*** DATASET EXTRACT
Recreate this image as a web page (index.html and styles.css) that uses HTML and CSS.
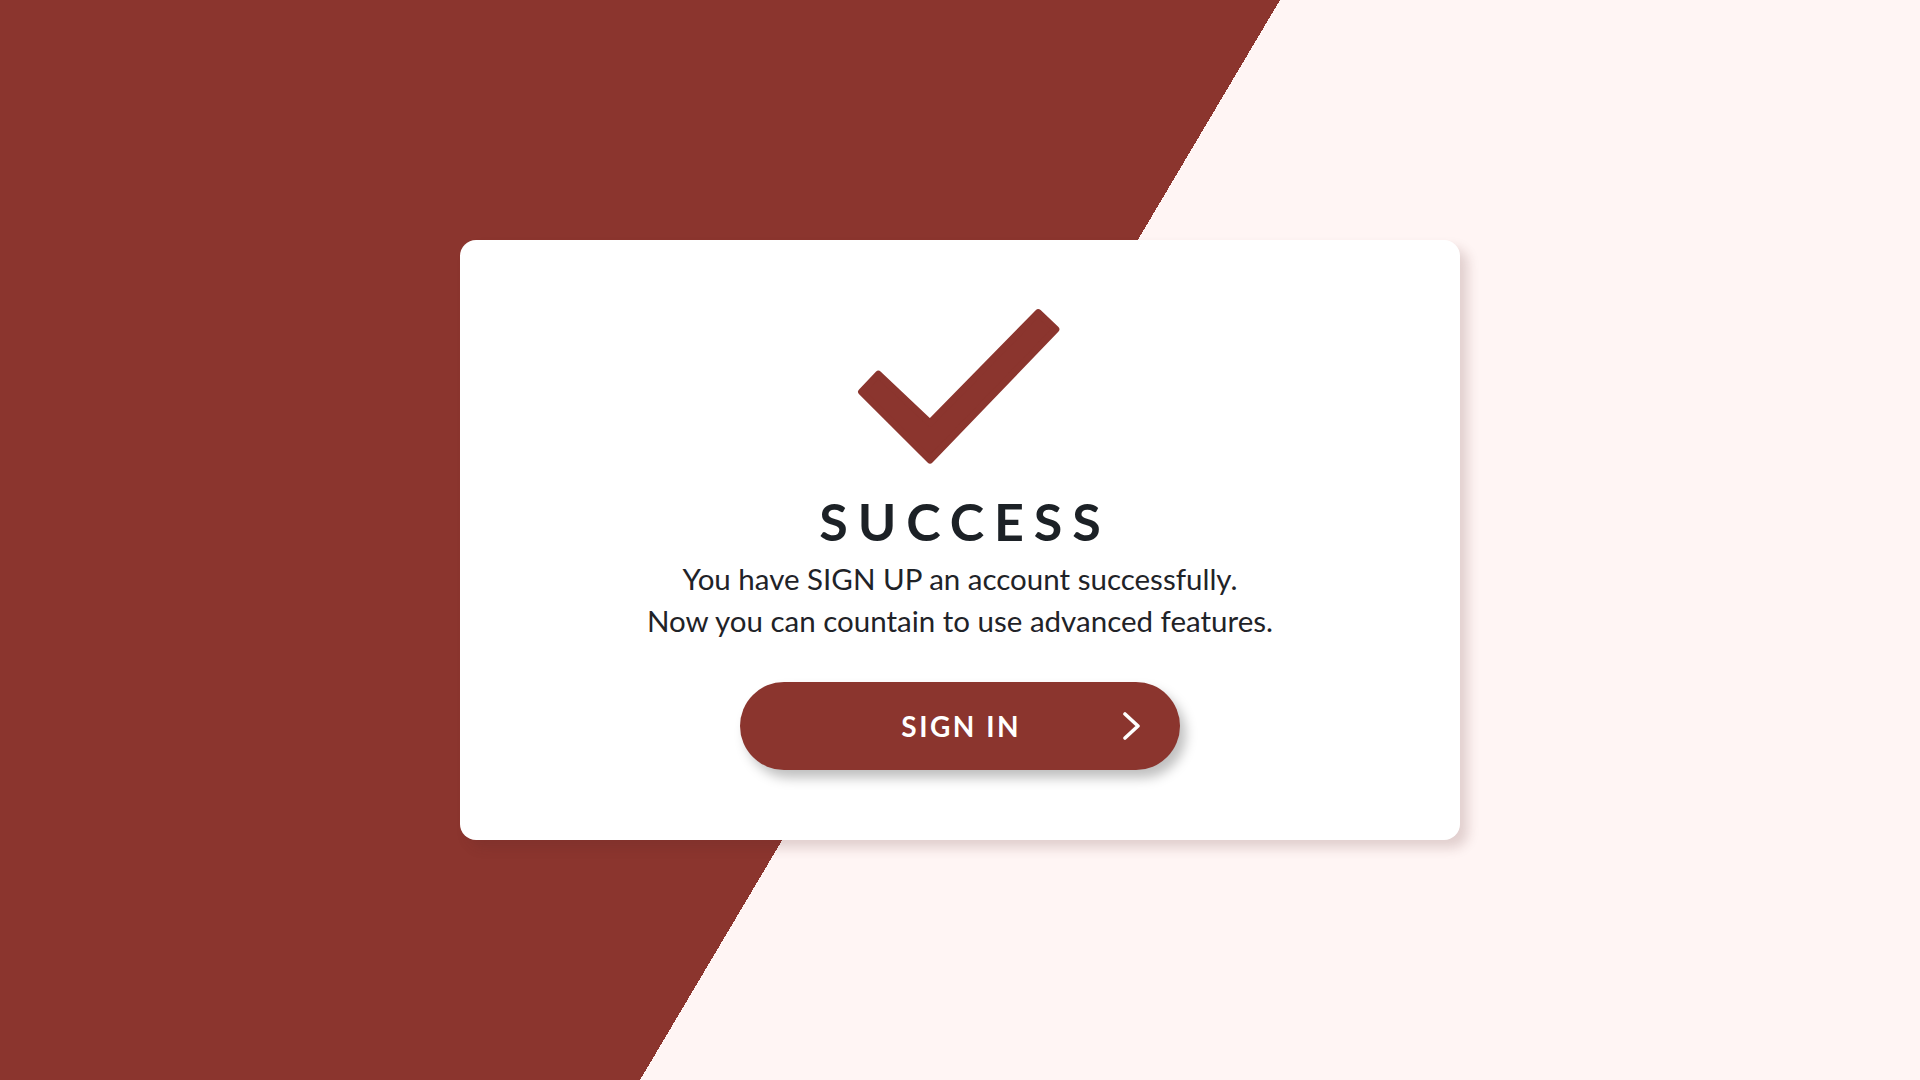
FILE: index.html
```html
<!DOCTYPE html>
<html lang="en">
<head>
<meta charset="utf-8">
<title>Success</title>
<link rel="stylesheet" href="styles.css">
</head>
<body>
<main class="card">
  <svg class="check" width="220" height="170" viewBox="850 300 220 170" aria-hidden="true">
    <path d="M861.6,391.8 L878.4,374.2 L930,423 L1038.2,312.6 L1055.8,329.4 L930,460 Z" fill="#8b352e" stroke="#8b352e" stroke-width="7" stroke-linejoin="round"/>
  </svg>
  <h1 class="title">SUCCESS</h1>
  <p class="message">You have SIGN UP an account successfully.<br>Now you can countain to use advanced features.</p>
  <button class="signin" type="button">
    <span class="signin-spacer"></span>
    <span class="signin-label">SIGN IN</span>
    <svg class="signin-arrow" width="20" height="28" viewBox="0 0 20 28" aria-hidden="true">
      <polyline points="3,2 16,14 3,26" fill="none" stroke="#ffffff" stroke-width="3.6" stroke-linecap="round" stroke-linejoin="round"/>
    </svg>
  </button>
</main>
</body>
</html>
```

FILE: styles.css
```css
html, body {
  margin: 0;
  padding: 0;
}

body {
  width: 1920px;
  height: 1080px;
  overflow: hidden;
  display: flex;
  align-items: center;
  justify-content: center;
  font-family: "Lato", "Liberation Sans", sans-serif;
  background: linear-gradient(120.65deg, #8b352e 50%, #fff5f4 50%);
}

.card {
  box-sizing: border-box;
  width: 1000px;
  height: 600px;
  background: #ffffff;
  border-radius: 16px;
  box-shadow: 8px 8px 12px rgba(90, 40, 40, 0.18);
  display: flex;
  flex-direction: column;
  align-items: center;
  padding-top: 60px;
}

.check {
  display: block;
}

.title {
  margin: 26px 0 0 0;
  font-size: 52px;
  line-height: 50px;
  font-weight: 700;
  letter-spacing: 0.19em;
  padding-left: 0.19em;
  color: #1c2126;
}

.message {
  margin: 12px 0 0 0;
  font-size: 29.5px;
  line-height: 42px;
  font-weight: 400;
  color: #1f2328;
  text-align: center;
}

.signin {
  margin-top: 40px;
  width: 440px;
  height: 88px;
  border: none;
  border-radius: 44px;
  background: #8b352e;
  box-shadow: 6px 8px 12px rgba(0, 0, 0, 0.25);
  display: grid;
  grid-template-columns: 1fr auto 1fr;
  align-items: center;
  padding: 0 38px;
  font-family: inherit;
  cursor: pointer;
}

.signin-label {
  color: #ffffff;
  font-size: 28px;
  font-weight: 700;
  letter-spacing: 0.09em;
  padding-left: 0.09em;
}

.signin-arrow {
  justify-self: end;
  display: block;
}
```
******
# [TO DO]
Without the pictures, retype the whole of the material above exactly.

# [OUTPUT BELOW]
Recreate this image as a web page (index.html and styles.css) that uses HTML and CSS.
FILE: index.html
```html
<!DOCTYPE html>
<html lang="en">
<head>
<meta charset="utf-8">
<title>Success</title>
<link rel="stylesheet" href="styles.css">
</head>
<body>
<main class="card">
  <svg class="check" width="220" height="170" viewBox="850 300 220 170" aria-hidden="true">
    <path d="M861.6,391.8 L878.4,374.2 L930,423 L1038.2,312.6 L1055.8,329.4 L930,460 Z" fill="#8b352e" stroke="#8b352e" stroke-width="7" stroke-linejoin="round"/>
  </svg>
  <h1 class="title">SUCCESS</h1>
  <p class="message">You have SIGN UP an account successfully.<br>Now you can countain to use advanced features.</p>
  <button class="signin" type="button">
    <span class="signin-spacer"></span>
    <span class="signin-label">SIGN IN</span>
    <svg class="signin-arrow" width="20" height="28" viewBox="0 0 20 28" aria-hidden="true">
      <polyline points="3,2 16,14 3,26" fill="none" stroke="#ffffff" stroke-width="3.6" stroke-linecap="round" stroke-linejoin="round"/>
    </svg>
  </button>
</main>
</body>
</html>
```

FILE: styles.css
```css
html, body {
  margin: 0;
  padding: 0;
}

body {
  width: 1920px;
  height: 1080px;
  overflow: hidden;
  display: flex;
  align-items: center;
  justify-content: center;
  font-family: "Lato", "Liberation Sans", sans-serif;
  background: linear-gradient(120.65deg, #8b352e 50%, #fff5f4 50%);
}

.card {
  box-sizing: border-box;
  width: 1000px;
  height: 600px;
  background: #ffffff;
  border-radius: 16px;
  box-shadow: 8px 8px 12px rgba(90, 40, 40, 0.18);
  display: flex;
  flex-direction: column;
  align-items: center;
  padding-top: 60px;
}

.check {
  display: block;
}

.title {
  margin: 26px 0 0 0;
  font-size: 52px;
  line-height: 50px;
  font-weight: 700;
  letter-spacing: 0.19em;
  padding-left: 0.19em;
  color: #1c2126;
}

.message {
  margin: 12px 0 0 0;
  font-size: 29.5px;
  line-height: 42px;
  font-weight: 400;
  color: #1f2328;
  text-align: center;
}

.signin {
  margin-top: 40px;
  width: 440px;
  height: 88px;
  border: none;
  border-radius: 44px;
  background: #8b352e;
  box-shadow: 6px 8px 12px rgba(0, 0, 0, 0.25);
  display: grid;
  grid-template-columns: 1fr auto 1fr;
  align-items: center;
  padding: 0 38px;
  font-family: inherit;
  cursor: pointer;
}

.signin-label {
  color: #ffffff;
  font-size: 28px;
  font-weight: 700;
  letter-spacing: 0.09em;
  padding-left: 0.09em;
}

.signin-arrow {
  justify-self: end;
  display: block;
}
```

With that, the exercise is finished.